Friday, July 27, 2007

Financials

We applied for a grant through Shaohannah's Hope, and although I knew it was a long shot, we gathered all the paperwork and sent it back in May. I received word this week that we did not receive a grant from them. It's got to be a difficult decision, and I'm sure they receive hundreds of applications. I'm certain there are couples in greater financial need than us who are trying to adopt, and God knows where the money will come from.

I've jokingly said that I want my kids 4 years apart, because it will take that much time to raise the money to adopt again. Chris wants twins so it's "two for the price of one"! (He really wouldn' t mind twins, and I really do want them 4 years apart). While we joke about it, the reality is that domestic adoption is at least $14000, and international adoptions run about $20000. Granted, the IRS gives a nice tax credit, but not until after the fact. We were blessed by our families help in collecting the first major portion of fees, and are applying for a loan for the remainder. Not only are there agency fees, but attorney fees, court costs, and various miscellaneous things that will end up figuring into the total cost.

I'm so thankful for generous parents and grandparents. I'm thankful for steady jobs that give us a good income. I'm thankful for health insurance that covers almost everything. I'm thankful for lots of things. Most of all, I'm thankful that we can use our money in this way. What better thing to spend your money on...a child. One who needs a family, whose birthmom chose life.

Friday, July 20, 2007

All the questions they ask

Everyone's first question when they find out you're adopting is "From where?" I suppose that's pretty normal with all the international adoptions going on nowadays. I feel a little silly answering "from here", as though it's less noble somehow to be adopting domestically. Not that reactions are any different, people are always very excited for us....but I wonder if international adoptions are seen as heroic. None of the adoptive parents I've met want to be heroic, we just want to be parents. It's not about saving children from a desperate situation as much as it is bringing a child into our family to love and care for.

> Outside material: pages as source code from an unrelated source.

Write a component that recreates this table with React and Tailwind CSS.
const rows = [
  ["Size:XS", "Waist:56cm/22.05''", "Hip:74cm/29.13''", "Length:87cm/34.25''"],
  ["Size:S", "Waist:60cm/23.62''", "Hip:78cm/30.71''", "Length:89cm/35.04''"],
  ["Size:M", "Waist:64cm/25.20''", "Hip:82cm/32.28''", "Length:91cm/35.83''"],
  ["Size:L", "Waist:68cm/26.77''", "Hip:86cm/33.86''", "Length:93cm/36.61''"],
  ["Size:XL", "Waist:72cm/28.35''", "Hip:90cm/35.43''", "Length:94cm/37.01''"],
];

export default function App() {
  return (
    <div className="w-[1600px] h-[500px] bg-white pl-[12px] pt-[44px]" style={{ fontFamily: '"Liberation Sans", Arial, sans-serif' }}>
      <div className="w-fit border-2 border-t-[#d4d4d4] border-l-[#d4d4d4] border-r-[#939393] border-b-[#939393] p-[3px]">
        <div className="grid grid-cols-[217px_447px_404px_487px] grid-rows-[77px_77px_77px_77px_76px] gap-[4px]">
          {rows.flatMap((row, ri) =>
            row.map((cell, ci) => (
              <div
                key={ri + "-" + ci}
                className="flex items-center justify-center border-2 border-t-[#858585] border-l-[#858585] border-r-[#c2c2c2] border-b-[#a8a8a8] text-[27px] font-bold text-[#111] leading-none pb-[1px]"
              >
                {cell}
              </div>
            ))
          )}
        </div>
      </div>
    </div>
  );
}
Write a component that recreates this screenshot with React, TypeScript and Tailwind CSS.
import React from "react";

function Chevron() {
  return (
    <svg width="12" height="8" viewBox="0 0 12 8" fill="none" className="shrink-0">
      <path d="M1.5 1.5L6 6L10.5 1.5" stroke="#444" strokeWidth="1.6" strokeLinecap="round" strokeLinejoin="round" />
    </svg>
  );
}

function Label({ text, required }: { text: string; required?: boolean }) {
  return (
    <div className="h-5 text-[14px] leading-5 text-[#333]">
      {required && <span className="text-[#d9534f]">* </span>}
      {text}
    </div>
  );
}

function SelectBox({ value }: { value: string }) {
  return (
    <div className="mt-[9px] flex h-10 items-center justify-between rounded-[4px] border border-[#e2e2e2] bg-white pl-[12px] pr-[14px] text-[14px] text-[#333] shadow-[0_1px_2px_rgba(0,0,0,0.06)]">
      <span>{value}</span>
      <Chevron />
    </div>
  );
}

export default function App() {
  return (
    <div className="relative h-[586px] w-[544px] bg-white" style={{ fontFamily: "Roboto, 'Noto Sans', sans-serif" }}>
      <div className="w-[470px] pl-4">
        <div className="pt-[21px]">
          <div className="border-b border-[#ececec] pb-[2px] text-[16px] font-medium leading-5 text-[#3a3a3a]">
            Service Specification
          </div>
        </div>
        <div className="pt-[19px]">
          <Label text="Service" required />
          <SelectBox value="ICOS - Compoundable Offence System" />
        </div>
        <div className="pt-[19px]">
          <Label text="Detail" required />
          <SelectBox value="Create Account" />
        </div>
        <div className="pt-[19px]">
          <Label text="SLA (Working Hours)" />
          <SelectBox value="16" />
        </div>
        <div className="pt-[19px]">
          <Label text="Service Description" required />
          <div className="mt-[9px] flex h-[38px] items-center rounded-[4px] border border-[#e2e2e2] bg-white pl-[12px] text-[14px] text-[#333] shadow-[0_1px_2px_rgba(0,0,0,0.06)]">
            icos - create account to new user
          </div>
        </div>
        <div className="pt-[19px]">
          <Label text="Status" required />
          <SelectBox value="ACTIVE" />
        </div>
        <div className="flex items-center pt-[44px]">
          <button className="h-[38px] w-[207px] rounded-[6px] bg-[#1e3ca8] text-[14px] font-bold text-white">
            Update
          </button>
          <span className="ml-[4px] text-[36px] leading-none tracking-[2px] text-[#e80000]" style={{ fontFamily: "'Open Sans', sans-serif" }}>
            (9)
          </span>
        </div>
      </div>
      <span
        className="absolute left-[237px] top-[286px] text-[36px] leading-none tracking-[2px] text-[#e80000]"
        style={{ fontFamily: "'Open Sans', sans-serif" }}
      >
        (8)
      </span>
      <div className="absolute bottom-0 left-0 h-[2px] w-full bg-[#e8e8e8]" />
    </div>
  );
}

Frequently, some people (the really nosy ones) will inquire about why we don't have "our own" children. If I was able to simply not answer that question, I would, but I can't bring myself to walk away. It's a horrible, intrusive question to ask....even if I didn't take offense at the "own" children part. First of all, any children we have will be our own no matter how we acquire them. Secondly, our reasons for adopting are generally private. It's not something we advertise to the world, nor should we have to. The greatest answer to this question that I've seen is "why do you ask?" I hope to use that next time...and wait for the silence while the asker tries to figure out what to say.

Another question (from those who already know and love us) is "how's the wait going? Have you heard anything?" I love this question, but honestly, if we hear anything, you'll know...I'll be shouting from the rooftops!! As far as the wait, it's hard. It's just hard. Most of the time, I manage to go about life fairly normally and not think about it....but then I remember, my phone could ring right now with a call from the social worker....on the other hand, I could be two Christmases from now...still waiting. It's not like being pregnant, although I am an expectant momma....being pregnant gives you an end point...this does not...

God's plan is sovereign, His ways are just, His plans are for good, and His timing is perfect. I trust Him, now more than ever.